(PROBLEM REQUIREMENTS): Leaving out every picture, copy the lines of the data exactly, from the first through the line containing "your food information</p>".

** start PROVIDED MATERIAL **

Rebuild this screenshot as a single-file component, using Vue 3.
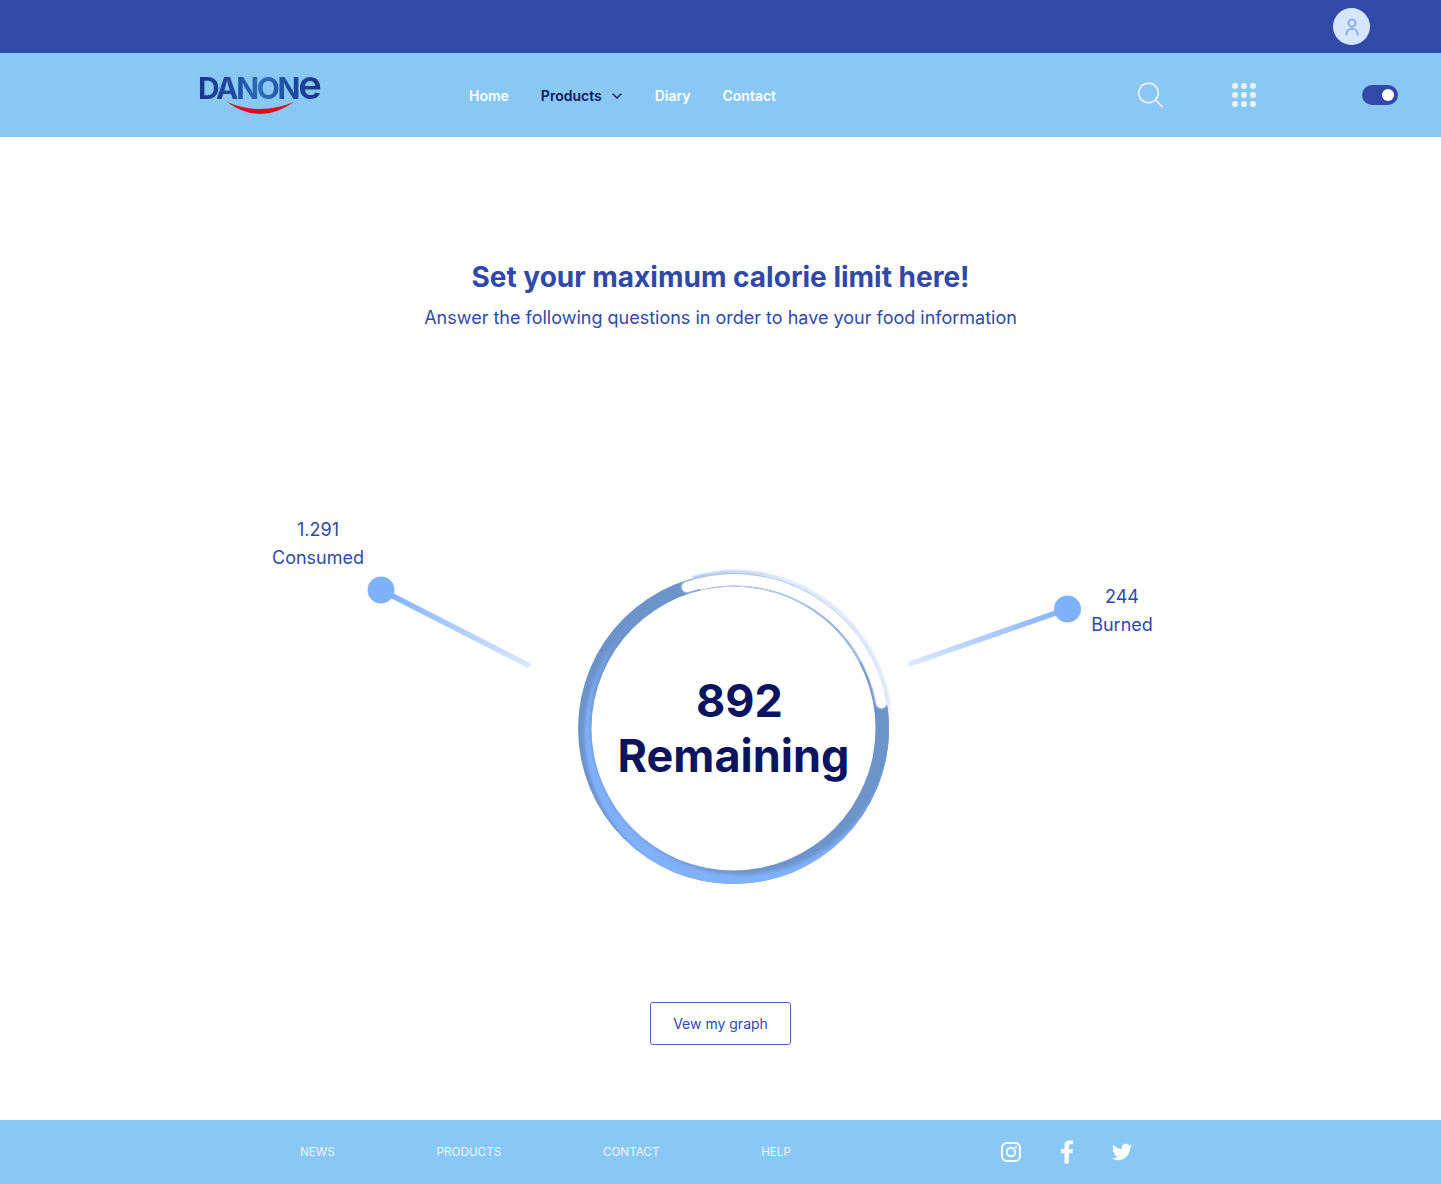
<script setup>
const navLinks = [
  { label: 'Home' },
  { label: 'Products', active: true },
  { label: 'Diary' },
  { label: 'Contact' },
]
const footerLinks = ['NEWS', 'PRODUCTS', 'CONTACT', 'HELP']
const dots = []
for (const y of [4, 13, 22]) for (const x of [4, 13, 22]) dots.push({ x, y })
</script>

<template>
  <div class="page">
    <div class="topbar">
      <div class="avatar">
        <svg width="16" height="20" viewBox="0 0 16 20" fill="none" stroke="#6f9cf5" stroke-width="1.5" stroke-linecap="round">
          <circle cx="8" cy="6" r="3.6" />
          <path d="M2.2 17.8c0-3.7 2.5-6 5.8-6s5.8 2.300 5.800 6" />
        </svg>
      </div>
    </div>

    <header class="navbar">
      <div class="logo">
        <span class="logo-text">DANON<span class="logo-e">e</span></span>
        <svg class="smile" width="68" height="14" viewBox="0 0 68 14">
          <path d="M0 1Q33 25 67 1Q33 15 0 1Z" fill="#e30a1f" />
        </svg>
      </div>
      <nav class="nav">
        <a v-for="l in navLinks" :key="l.label" class="nav-link" :class="{ active: l.active }">
          {{ l.label }}
          <svg v-if="l.active" class="chevron" width="10" height="6" viewBox="0 0 10 6" fill="none" stroke="#0c1460" stroke-width="1.3">
            <path d="M.7.8 5 5 9.3.8" />
          </svg>
        </a>
      </nav>
      <div class="tools">
        <svg width="26" height="26" viewBox="0 0 26 26" fill="none" stroke="#e6f2fc" stroke-width="1.700" stroke-linecap="round">
          <circle cx="11.500" cy="11" r="9.800" />
          <path d="M18.600 18 25 24.600" />
        </svg>
        <svg class="grid-icon" width="26" height="26" viewBox="0 0 26 26" fill="#eaf4fd">
          <circle v-for="(d, i) in dots" :key="i" :cx="d.x" :cy="d.y" r="3" />
        </svg>
        <div class="toggle"><span class="knob"></span></div>
      </div>
    </header>

    <main class="main">
      <h1 class="title">Set your maximum calorie limit here!</h1>
      <p class="subtitle">Answer the following questions in order to have your food information</p>

      <section class="stage">
        <svg class="diagram" width="1441" height="502" viewBox="0 0 1441 502">
          <defs>
            <linearGradient id="lineL" gradientUnits="userSpaceOnUse" x1="381" y1="90" x2="530" y2="166">
              <stop offset="0" stop-color="#80b1fb" />
              <stop offset="1" stop-color="#dbe9ff" />
            </linearGradient>
            <linearGradient id="lineR" gradientUnits="userSpaceOnUse" x1="1067" y1="109" x2="909" y2="164">
              <stop offset="0" stop-color="#80b1fb" />
              <stop offset="1" stop-color="#dbe9ff" />
            </linearGradient>
            <linearGradient id="innerEdge" gradientUnits="userSpaceOnUse" x1="760" y1="85" x2="878" y2="205">
              <stop offset="0" stop-color="#ffffff" />
              <stop offset="0.6" stop-color="#cfdcf2" />
              <stop offset="1" stop-color="#7f9fd3" />
            </linearGradient>
            <linearGradient id="rim" gradientUnits="userSpaceOnUse" x1="690" y1="76" x2="888" y2="205">
              <stop offset="0" stop-color="#8db0e6" />
              <stop offset="0.35" stop-color="#d9e6fb" />
              <stop offset="1" stop-color="#d4e3fc" />
            </linearGradient>
            <clipPath id="outer"><circle cx="733.5" cy="228.5" r="155.5" /></clipPath>
            <filter id="b1" x="-10%" y="-10%" width="120%" height="120%"><feGaussianBlur stdDeviation="2" /></filter>
            <filter id="b2" x="-10%" y="-10%" width="120%" height="120%"><feGaussianBlur stdDeviation="1.4" /></filter>
            <filter id="b3" x="-10%" y="-10%" width="120%" height="120%"><feGaussianBlur stdDeviation="0.8" /></filter>
          </defs>

          <path d="M381 90 528 165" stroke="url(#lineL)" stroke-width="5.500" stroke-linecap="round" />
          <path d="M1067 109 911 163.500" stroke="url(#lineR)" stroke-width="5.500" stroke-linecap="round" />
          <circle cx="381" cy="90" r="13.500" fill="#80b1fb" />
          <circle cx="1067.500" cy="109" r="13.500" fill="#80b1fb" />

          <path d="M720 72.500A156 156 0 0 1 889 212" fill="none" stroke="#dbe7fd" stroke-width="3" filter="url(#b2)" />
          <g clip-path="url(#outer)">
            <circle cx="733.500" cy="228.500" r="156" fill="#6d93cb" />
            <circle cx="739.500" cy="234.500" r="155" fill="#80b1fb" filter="url(#b2)" />
            <circle cx="741.500" cy="223.500" r="151" fill="#6d93cb" filter="url(#b1)" />
          </g>
          <circle cx="733.500" cy="228.500" r="142" fill="#fff" />
          <path d="M700 88A144.500 144.500 0 0 1 878 206" fill="none" stroke="url(#innerEdge)" stroke-width="4" />
          <path d="M693 78A155 155 0 0 1 888.500 205" fill="none" stroke="url(#rim)" stroke-width="2.500" filter="url(#b3)" />
          <path d="M687 87A149.500 149.500 0 0 1 881.500 203" fill="none" stroke="#fff" stroke-width="10.500" stroke-linecap="round" filter="url(#b3)" />
          <path d="M687 87A149.500 149.500 0 0 1 881.500 203" fill="none" stroke="#fff" stroke-width="10" stroke-linecap="round" />
          <path d="M715 87.500A142.500 142.500 0 0 1 860 162" fill="none" stroke="#c3d4f0" stroke-width="1" />
        </svg>

        <div class="label label-left"><span>1.291</span><span>Consumed</span></div>
        <div class="label label-right"><span>244</span><span>Burned</span></div>
        <div class="readout">
          <span class="readout-num">892</span>
          <span class="readout-word">Remaining</span>
        </div>
      </section>

      <button class="graph-btn">Vew my graph</button>
    </main>

    <footer class="footer">
      <nav class="foot-nav">
        <a v-for="f in footerLinks" :key="f">{{ f }}</a>
      </nav>
      <div class="social">
        <svg width="22" height="22" viewBox="0 0 22 22" fill="none" stroke="#fff" stroke-width="2">
          <rect x="2" y="2" width="18" height="18" rx="5" />
          <circle cx="11" cy="11" r="4.200" />
          <circle cx="16" cy="6" r="1.100" fill="#fff" stroke="none" />
        </svg>
        <svg width="14" height="24" viewBox="0 0 14 24" fill="#fff">
          <path d="M13 .4H9.700C6.400.4 4.500 2.400 4.500 5.700V9H.9v4.200h3.600V23.600h4.400V13.200h3.500l.6-4.200H8.900V6.200c0-1.300.6-1.900 1.900-1.900H13z" />
        </svg>
        <svg width="20" height="20" viewBox="0 0 24 24" fill="#fff">
          <path d="M23.95 4.57a10 10 0 0 1-2.82.77 4.96 4.96 0 0 0 2.16-2.72c-.95.55-2 .95-3.12 1.18a4.92 4.92 0 0 0-8.38 4.48C7.690 8.100 4.070 6.130 1.640 3.160a4.820 4.820 0 0 0-.66 2.470c0 1.710.87 3.210 2.190 4.100a4.900 4.900 0 0 1-2.230-.62v.06a4.920 4.920 0 0 0 3.950 4.830 5 5 0 0 1-2.210.08 4.940 4.940 0 0 0 4.600 3.420A9.870 9.870 0 0 1 0 19.540a13.940 13.940 0 0 0 7.550 2.210c9.050 0 14-7.500 14-13.980 0-.21 0-.42-.02-.63a9.940 9.940 0 0 0 2.460-2.550z" />
        </svg>
      </div>
    </footer>
  </div>
</template>

<style scoped>
.page {
  width: 1441px;
  font-family: Inter, "Liberation Sans", sans-serif;
  background: #fff;
  color: #3049a8;
}
.topbar {
  height: 53px;
  background: #314aa8;
  display: flex;
  align-items: center;
  justify-content: flex-end;
  padding-right: 71px;
  box-sizing: border-box;
}
.avatar {
  width: 37px;
  height: 37px;
  border-radius: 50%;
  background: #d6e6ff;
  display: flex;
  align-items: center;
  justify-content: center;
}
.navbar {
  height: 84px;
  background: #89c7f5;
  display: flex;
  align-items: center;
  padding: 0 43px 0 199px;
  box-sizing: border-box;
}
.logo {
  width: 122px;
  height: 60px;
  position: relative;
  margin-top: -3px;
}
.logo-text {
  display: block;
  font-size: 30px;
  line-height: 36px;
  margin-top: 6px;
  margin-left: -1px;
  font-weight: 700;
  letter-spacing: -2.300px;
  white-space: nowrap;
  background: linear-gradient(90deg, #1b3787 0%, #1f4c9f 30%, #2c6fb8 52%, #1f4c9f 72%, #1b3787 100%);
  -webkit-background-clip: text;
  background-clip: text;
  color: transparent;
}
.logo-e {
  font-size: 40px;
  font-weight: 600;
  line-height: 30px;
  letter-spacing: 0;
}
.smile {
  position: absolute;
  left: 28px;
  top: 37px;
}
.nav {
  display: flex;
  align-items: center;
  gap: 32px;
  margin-left: 148px;
  margin-top: 2px;
}
.nav-link {
  font-size: 14px;
  font-weight: 600;
  line-height: 20px;
  color: #fff;
  display: flex;
  align-items: center;
}
.nav-link.active {
  color: #0c1460;
}
.chevron {
  margin: 0 1px 0 10px;
}
.tools {
  margin-left: auto;
  display: flex;
  align-items: center;
}
.grid-icon {
  margin-left: 68px;
}
.toggle {
  width: 36px;
  height: 20px;
  border-radius: 10px;
  background: #314aa8;
  margin-left: 105px;
  display: flex;
  align-items: center;
  justify-content: flex-end;
  padding-right: 4px;
  box-sizing: border-box;
}
.knob {
  width: 12px;
  height: 12px;
  border-radius: 50%;
  background: #fff;
}
.main {
  display: flex;
  flex-direction: column;
  align-items: center;
  padding: 122px 0 75px;
}
.title {
  margin: 0;
  font-size: 28px;
  line-height: 36px;
  font-weight: 700;
  color: #3049a8;
}
.subtitle {
  margin: 9px 0 0;
  font-size: 18px;
  line-height: 28px;
  font-weight: 400;
  color: #3049a8;
}
.stage {
  position: relative;
  width: 1441px;
  height: 502px;
  margin-top: 168px;
}
.diagram {
  position: absolute;
  left: 0;
  top: 0;
}
.label {
  position: absolute;
  display: flex;
  flex-direction: column;
  align-items: center;
  width: 160px;
  font-size: 18px;
  line-height: 28px;
}
.label-left {
  left: 238px;
  top: 16px;
}
.label-right {
  left: 1042px;
  top: 83px;
}
.readout {
  position: absolute;
  left: 583.500px;
  top: 173px;
  width: 300px;
  display: flex;
  flex-direction: column;
  align-items: center;
  font-size: 45px;
  line-height: 56px;
  font-weight: 700;
  color: #0c1460;
}
.readout-num {
  padding-left: 12px;
}
.readout-word {
  margin-top: -1px;
}
.graph-btn {
  width: 141px;
  height: 43px;
  border: 1px solid #4d63b8;
  border-radius: 3px;
  background: #fff;
  color: #3049a8;
  font-family: inherit;
  font-size: 14px;
  font-weight: 400;
  padding: 0;
}
.footer {
  height: 64px;
  background: #89c7f5;
  display: flex;
  align-items: center;
  padding-left: 300px;
  box-sizing: border-box;
}
.foot-nav {
  display: flex;
  gap: 101.700px;
  font-size: 11.700px;
  color: #eef7fe;
}
.social {
  display: flex;
  align-items: center;
  margin-left: 209px;
  gap: 38px;
}
</style>

<style>
html, body { margin: 0; background: #fff; }
</style>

** end PROVIDED MATERIAL **

(ANSWER TO THE PROBLEM):
Rebuild this screenshot as a single-file component, using Vue 3.
<script setup>
const navLinks = [
  { label: 'Home' },
  { label: 'Products', active: true },
  { label: 'Diary' },
  { label: 'Contact' },
]
const footerLinks = ['NEWS', 'PRODUCTS', 'CONTACT', 'HELP']
const dots = []
for (const y of [4, 13, 22]) for (const x of [4, 13, 22]) dots.push({ x, y })
</script>

<template>
  <div class="page">
    <div class="topbar">
      <div class="avatar">
        <svg width="16" height="20" viewBox="0 0 16 20" fill="none" stroke="#6f9cf5" stroke-width="1.5" stroke-linecap="round">
          <circle cx="8" cy="6" r="3.6" />
          <path d="M2.2 17.8c0-3.7 2.5-6 5.8-6s5.8 2.300 5.800 6" />
        </svg>
      </div>
    </div>

    <header class="navbar">
      <div class="logo">
        <span class="logo-text">DANON<span class="logo-e">e</span></span>
        <svg class="smile" width="68" height="14" viewBox="0 0 68 14">
          <path d="M0 1Q33 25 67 1Q33 15 0 1Z" fill="#e30a1f" />
        </svg>
      </div>
      <nav class="nav">
        <a v-for="l in navLinks" :key="l.label" class="nav-link" :class="{ active: l.active }">
          {{ l.label }}
          <svg v-if="l.active" class="chevron" width="10" height="6" viewBox="0 0 10 6" fill="none" stroke="#0c1460" stroke-width="1.3">
            <path d="M.7.8 5 5 9.3.8" />
          </svg>
        </a>
      </nav>
      <div class="tools">
        <svg width="26" height="26" viewBox="0 0 26 26" fill="none" stroke="#e6f2fc" stroke-width="1.700" stroke-linecap="round">
          <circle cx="11.500" cy="11" r="9.800" />
          <path d="M18.600 18 25 24.600" />
        </svg>
        <svg class="grid-icon" width="26" height="26" viewBox="0 0 26 26" fill="#eaf4fd">
          <circle v-for="(d, i) in dots" :key="i" :cx="d.x" :cy="d.y" r="3" />
        </svg>
        <div class="toggle"><span class="knob"></span></div>
      </div>
    </header>

    <main class="main">
      <h1 class="title">Set your maximum calorie limit here!</h1>
      <p class="subtitle">Answer the following questions in order to have your food information</p>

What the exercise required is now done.